WHAT IS REQUIRED >> Identify all lines below that hold "styles" and collect them.

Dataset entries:

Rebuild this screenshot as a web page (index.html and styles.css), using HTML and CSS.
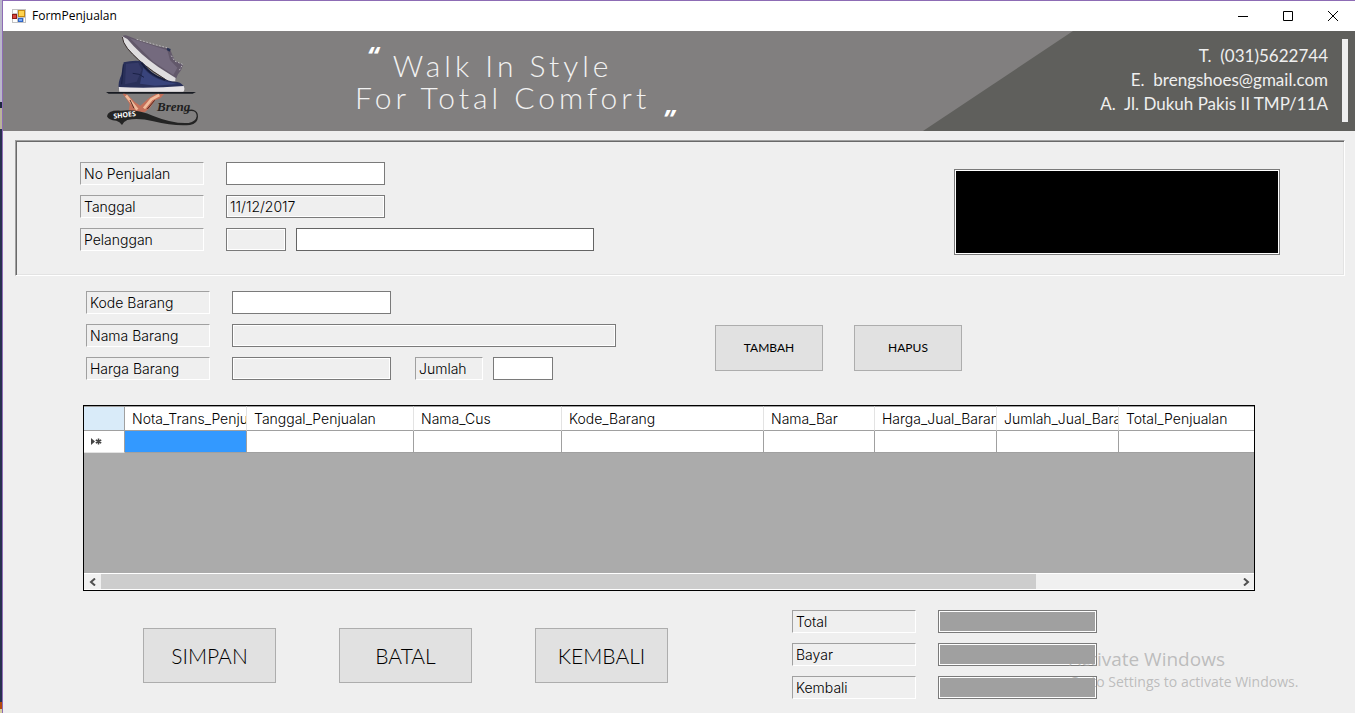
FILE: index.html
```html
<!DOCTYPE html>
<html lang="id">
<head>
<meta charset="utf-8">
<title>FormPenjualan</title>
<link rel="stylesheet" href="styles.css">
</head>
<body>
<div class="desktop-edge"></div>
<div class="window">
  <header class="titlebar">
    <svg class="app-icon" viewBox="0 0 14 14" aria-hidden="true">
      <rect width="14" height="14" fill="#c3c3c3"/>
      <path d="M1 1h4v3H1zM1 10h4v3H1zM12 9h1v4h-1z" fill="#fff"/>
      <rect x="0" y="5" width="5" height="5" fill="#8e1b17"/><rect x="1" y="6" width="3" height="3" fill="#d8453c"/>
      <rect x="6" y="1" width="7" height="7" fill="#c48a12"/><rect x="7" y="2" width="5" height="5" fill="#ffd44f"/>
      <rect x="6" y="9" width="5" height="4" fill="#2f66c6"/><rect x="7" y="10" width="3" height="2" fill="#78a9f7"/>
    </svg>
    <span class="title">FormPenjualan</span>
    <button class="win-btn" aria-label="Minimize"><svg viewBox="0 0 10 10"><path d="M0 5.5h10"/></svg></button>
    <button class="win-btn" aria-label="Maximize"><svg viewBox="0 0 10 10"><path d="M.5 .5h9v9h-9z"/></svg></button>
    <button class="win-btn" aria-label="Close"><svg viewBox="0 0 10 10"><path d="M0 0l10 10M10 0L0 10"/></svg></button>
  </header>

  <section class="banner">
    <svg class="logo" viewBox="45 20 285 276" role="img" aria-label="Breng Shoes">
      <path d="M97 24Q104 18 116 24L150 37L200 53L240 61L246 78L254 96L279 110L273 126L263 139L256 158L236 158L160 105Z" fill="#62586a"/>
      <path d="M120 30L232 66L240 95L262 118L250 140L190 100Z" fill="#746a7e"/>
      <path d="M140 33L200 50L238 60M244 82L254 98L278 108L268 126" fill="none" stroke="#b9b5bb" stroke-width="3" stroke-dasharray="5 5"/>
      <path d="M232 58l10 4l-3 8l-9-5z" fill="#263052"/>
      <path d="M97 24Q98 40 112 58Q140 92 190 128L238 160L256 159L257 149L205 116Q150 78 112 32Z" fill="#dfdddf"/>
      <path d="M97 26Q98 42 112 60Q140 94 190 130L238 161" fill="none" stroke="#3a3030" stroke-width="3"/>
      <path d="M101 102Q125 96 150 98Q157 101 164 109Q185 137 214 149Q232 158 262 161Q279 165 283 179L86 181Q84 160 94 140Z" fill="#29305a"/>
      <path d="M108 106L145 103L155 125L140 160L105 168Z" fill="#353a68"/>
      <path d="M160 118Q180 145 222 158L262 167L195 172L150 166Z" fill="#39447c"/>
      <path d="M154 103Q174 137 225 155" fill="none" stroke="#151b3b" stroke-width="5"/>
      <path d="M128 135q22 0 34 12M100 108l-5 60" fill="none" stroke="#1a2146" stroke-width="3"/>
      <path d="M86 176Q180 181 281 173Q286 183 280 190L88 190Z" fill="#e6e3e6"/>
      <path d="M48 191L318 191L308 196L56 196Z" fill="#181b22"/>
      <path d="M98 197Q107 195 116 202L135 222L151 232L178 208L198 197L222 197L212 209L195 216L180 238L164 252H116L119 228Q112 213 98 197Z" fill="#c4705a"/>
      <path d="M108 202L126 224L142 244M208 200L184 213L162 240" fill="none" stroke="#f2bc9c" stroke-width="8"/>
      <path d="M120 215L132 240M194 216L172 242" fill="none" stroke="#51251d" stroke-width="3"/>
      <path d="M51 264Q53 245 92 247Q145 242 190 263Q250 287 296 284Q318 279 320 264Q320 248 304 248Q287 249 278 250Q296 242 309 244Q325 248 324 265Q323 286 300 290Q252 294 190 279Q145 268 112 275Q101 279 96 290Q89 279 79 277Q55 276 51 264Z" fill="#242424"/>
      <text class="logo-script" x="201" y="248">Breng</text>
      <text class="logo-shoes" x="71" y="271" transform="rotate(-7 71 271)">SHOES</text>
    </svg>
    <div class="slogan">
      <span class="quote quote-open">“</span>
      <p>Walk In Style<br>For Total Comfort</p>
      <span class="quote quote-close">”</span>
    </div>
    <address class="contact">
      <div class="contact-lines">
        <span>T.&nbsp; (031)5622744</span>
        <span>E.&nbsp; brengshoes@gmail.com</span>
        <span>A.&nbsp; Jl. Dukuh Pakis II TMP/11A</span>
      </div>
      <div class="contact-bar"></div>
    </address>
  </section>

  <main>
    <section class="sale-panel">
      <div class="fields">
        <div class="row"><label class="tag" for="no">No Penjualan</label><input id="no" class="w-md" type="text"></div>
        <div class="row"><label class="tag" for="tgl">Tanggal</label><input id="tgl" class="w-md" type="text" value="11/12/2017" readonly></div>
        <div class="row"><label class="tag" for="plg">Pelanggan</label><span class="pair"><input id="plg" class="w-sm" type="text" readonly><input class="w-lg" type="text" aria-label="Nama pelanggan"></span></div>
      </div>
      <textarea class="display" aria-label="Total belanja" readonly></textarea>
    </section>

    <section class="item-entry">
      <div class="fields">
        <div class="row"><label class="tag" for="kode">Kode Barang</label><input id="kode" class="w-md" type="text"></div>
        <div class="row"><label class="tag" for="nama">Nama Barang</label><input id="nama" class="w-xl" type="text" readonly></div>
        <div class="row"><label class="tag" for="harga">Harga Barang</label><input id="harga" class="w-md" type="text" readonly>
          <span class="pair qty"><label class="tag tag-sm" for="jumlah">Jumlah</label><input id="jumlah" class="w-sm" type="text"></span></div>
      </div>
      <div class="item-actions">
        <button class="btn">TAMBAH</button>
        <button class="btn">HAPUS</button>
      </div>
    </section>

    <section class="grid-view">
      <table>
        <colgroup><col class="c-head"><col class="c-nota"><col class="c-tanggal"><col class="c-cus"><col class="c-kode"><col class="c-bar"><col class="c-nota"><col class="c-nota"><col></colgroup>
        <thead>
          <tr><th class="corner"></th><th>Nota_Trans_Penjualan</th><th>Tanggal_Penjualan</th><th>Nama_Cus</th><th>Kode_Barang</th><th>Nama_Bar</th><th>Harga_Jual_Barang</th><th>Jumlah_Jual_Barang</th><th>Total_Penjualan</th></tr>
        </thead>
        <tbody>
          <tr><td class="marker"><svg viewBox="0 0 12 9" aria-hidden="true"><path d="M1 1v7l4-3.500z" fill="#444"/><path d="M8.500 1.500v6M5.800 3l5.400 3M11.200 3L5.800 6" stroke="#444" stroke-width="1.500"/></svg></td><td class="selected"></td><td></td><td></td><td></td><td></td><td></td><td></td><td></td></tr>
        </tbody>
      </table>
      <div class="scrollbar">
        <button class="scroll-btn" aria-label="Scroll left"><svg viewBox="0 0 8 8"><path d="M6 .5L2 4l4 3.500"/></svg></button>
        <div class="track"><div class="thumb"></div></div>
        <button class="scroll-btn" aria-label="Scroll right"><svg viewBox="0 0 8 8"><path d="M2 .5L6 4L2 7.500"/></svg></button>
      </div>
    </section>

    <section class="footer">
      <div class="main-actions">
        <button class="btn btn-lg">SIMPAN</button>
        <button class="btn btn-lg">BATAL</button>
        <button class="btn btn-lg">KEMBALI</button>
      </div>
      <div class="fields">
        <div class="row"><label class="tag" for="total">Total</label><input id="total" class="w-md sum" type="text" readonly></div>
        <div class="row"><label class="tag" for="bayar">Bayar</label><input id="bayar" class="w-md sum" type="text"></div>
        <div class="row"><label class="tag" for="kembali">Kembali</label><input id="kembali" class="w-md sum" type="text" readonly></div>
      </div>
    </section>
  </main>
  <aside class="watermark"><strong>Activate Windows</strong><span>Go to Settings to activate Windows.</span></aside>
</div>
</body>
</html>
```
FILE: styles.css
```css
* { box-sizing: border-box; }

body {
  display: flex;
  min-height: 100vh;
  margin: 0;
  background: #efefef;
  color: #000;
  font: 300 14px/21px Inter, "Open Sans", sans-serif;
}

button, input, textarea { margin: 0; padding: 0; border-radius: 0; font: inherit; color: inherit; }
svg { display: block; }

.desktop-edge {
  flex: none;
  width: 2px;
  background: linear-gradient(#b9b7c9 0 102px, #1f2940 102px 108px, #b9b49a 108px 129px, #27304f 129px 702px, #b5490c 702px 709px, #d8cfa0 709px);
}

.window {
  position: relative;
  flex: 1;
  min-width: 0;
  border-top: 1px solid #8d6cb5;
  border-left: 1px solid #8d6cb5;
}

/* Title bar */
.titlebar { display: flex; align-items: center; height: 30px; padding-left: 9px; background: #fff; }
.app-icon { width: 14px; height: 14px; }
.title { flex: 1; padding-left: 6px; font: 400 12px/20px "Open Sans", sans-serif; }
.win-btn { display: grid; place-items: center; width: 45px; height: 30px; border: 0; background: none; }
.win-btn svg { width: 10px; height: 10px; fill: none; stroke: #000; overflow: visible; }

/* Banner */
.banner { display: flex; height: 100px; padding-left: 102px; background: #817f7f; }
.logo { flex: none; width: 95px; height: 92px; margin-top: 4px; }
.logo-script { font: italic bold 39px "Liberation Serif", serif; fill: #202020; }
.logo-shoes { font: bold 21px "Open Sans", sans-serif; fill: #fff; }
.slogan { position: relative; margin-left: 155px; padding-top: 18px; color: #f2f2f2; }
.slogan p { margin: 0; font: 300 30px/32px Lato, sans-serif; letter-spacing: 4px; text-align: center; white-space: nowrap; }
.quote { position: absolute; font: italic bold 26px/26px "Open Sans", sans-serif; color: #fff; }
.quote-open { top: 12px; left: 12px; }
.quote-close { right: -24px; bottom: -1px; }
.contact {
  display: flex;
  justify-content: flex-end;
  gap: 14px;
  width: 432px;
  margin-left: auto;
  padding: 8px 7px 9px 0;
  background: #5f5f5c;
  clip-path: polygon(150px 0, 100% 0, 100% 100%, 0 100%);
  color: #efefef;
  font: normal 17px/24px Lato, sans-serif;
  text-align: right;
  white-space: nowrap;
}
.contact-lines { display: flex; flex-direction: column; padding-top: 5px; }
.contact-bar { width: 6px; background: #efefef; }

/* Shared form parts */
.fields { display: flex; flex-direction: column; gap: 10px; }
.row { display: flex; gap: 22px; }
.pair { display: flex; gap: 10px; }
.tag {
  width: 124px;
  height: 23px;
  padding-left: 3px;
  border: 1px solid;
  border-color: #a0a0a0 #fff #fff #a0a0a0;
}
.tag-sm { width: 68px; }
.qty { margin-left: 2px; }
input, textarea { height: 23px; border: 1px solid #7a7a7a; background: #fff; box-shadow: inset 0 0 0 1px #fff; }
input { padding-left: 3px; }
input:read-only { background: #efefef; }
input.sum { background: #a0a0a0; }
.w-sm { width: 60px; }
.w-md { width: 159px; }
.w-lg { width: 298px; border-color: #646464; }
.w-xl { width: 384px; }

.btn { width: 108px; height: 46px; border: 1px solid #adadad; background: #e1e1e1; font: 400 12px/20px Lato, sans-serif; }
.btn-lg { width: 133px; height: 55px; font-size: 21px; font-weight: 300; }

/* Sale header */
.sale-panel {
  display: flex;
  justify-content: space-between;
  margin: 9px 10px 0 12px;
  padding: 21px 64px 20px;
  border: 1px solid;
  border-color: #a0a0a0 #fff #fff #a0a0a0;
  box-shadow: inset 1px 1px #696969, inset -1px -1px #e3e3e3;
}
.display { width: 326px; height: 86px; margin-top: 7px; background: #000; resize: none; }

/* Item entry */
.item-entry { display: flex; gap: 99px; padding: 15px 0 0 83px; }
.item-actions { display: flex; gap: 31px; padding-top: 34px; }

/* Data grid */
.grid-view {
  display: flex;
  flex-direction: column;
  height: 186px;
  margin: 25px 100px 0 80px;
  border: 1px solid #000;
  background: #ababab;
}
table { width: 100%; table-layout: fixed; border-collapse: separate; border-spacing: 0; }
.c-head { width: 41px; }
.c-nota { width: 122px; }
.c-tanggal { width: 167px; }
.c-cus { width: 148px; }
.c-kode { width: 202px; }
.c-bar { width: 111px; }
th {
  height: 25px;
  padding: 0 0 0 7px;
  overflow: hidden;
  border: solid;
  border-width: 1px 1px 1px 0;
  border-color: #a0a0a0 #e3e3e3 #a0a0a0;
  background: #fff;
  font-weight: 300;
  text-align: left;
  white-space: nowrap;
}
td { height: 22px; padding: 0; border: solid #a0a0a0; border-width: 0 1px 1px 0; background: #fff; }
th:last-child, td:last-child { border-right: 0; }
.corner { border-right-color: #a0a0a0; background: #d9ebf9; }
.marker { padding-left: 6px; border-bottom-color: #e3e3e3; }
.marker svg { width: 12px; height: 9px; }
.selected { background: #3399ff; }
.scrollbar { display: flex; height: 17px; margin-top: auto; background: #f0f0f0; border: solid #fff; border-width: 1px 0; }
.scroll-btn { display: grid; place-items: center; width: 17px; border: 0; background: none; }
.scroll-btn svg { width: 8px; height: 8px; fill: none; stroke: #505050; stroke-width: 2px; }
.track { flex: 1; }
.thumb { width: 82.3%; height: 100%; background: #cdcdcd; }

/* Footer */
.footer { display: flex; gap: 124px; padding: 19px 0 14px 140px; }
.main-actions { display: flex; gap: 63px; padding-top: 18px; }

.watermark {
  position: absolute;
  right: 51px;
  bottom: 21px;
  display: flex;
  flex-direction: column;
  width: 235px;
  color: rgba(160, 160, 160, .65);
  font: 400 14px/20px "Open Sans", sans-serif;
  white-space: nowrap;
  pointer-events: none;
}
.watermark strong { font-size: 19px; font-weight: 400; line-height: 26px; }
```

==

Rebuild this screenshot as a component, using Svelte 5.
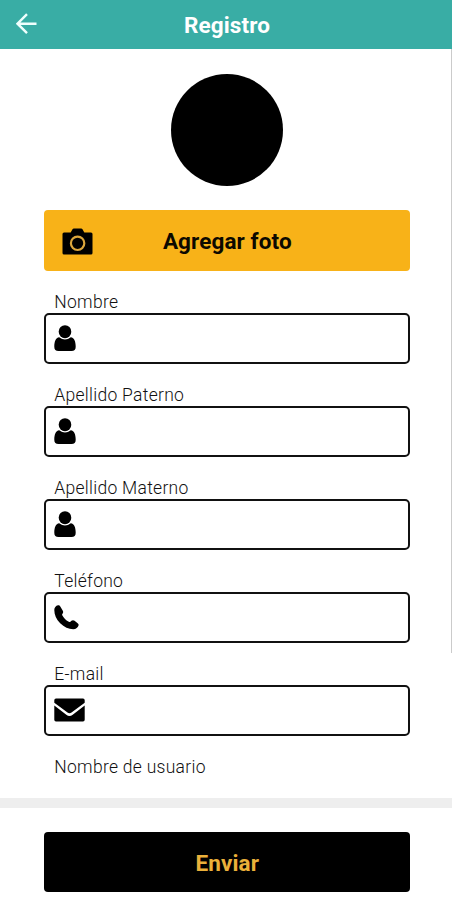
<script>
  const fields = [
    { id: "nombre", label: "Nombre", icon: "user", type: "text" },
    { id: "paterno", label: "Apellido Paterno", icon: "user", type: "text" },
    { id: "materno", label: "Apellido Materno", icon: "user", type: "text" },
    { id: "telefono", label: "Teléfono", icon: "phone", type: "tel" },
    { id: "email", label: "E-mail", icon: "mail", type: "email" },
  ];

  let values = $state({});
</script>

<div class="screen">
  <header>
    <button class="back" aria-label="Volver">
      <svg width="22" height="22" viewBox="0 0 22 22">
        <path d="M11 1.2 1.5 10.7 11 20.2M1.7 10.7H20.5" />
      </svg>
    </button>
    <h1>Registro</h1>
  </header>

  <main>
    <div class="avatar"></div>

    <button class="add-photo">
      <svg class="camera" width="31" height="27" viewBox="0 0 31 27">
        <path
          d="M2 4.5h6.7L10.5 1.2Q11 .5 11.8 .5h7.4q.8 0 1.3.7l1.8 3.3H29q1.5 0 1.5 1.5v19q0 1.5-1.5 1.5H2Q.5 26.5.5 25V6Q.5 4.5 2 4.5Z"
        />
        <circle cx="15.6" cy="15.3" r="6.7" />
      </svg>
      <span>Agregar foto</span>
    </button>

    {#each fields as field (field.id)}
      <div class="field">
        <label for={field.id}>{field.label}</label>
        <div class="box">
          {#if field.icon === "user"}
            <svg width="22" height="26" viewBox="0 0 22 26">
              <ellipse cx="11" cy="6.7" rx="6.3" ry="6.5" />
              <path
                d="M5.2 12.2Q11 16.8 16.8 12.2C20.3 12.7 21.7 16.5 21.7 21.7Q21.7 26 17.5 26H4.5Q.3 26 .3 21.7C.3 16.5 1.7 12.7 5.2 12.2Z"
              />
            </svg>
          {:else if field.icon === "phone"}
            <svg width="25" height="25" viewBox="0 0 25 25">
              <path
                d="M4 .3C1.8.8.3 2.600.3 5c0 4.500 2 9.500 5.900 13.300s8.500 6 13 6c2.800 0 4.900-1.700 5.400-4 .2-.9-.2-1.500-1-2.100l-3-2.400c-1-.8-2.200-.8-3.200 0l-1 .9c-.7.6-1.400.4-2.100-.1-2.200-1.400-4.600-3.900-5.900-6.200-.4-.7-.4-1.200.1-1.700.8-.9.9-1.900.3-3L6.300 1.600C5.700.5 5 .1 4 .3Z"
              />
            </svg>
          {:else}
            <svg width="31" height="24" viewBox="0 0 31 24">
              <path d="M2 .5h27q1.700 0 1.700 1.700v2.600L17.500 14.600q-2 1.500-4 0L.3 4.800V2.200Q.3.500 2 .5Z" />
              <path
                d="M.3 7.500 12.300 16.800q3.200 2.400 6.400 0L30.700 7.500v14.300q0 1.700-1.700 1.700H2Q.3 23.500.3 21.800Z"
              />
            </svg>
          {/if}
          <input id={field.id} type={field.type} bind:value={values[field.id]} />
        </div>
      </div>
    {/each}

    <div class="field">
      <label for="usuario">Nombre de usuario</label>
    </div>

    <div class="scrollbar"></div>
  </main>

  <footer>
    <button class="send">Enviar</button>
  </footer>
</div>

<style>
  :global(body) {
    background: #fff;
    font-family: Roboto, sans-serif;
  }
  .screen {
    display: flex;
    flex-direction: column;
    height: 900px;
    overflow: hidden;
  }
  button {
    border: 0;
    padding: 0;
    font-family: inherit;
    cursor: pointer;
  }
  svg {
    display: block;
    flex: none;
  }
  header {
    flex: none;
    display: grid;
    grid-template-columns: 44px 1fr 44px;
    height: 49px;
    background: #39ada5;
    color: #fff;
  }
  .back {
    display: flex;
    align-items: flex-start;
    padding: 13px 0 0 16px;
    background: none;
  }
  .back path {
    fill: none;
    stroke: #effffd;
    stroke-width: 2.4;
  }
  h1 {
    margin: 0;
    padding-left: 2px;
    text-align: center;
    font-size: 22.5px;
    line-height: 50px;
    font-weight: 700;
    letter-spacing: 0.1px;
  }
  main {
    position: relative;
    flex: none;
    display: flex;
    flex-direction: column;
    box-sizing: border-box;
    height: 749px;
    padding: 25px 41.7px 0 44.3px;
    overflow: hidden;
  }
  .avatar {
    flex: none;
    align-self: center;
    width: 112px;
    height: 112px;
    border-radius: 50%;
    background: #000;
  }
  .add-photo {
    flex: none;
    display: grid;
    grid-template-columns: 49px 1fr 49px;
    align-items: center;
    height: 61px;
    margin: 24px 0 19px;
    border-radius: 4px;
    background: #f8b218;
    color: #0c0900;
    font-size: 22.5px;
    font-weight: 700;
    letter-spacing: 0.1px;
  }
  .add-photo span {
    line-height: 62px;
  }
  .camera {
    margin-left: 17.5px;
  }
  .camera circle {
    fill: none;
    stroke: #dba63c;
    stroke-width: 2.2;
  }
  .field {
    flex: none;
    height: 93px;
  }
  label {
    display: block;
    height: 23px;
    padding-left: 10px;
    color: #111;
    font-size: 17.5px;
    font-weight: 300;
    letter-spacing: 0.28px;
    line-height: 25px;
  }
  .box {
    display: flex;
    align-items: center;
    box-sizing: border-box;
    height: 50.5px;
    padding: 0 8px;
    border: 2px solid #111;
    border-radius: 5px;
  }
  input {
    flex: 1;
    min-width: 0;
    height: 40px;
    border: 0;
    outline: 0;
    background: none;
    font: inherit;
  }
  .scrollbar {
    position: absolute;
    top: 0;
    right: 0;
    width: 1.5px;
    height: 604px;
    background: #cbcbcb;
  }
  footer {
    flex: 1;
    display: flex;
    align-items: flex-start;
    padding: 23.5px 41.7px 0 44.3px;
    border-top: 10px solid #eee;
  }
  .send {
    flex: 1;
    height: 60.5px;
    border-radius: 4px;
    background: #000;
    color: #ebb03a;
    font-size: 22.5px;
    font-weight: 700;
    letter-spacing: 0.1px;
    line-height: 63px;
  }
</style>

WRITTEN ANSWER >>
Rebuild this screenshot as a web page (index.html and styles.css), using HTML and CSS.
<link rel="stylesheet" href="styles.css">
FILE: styles.css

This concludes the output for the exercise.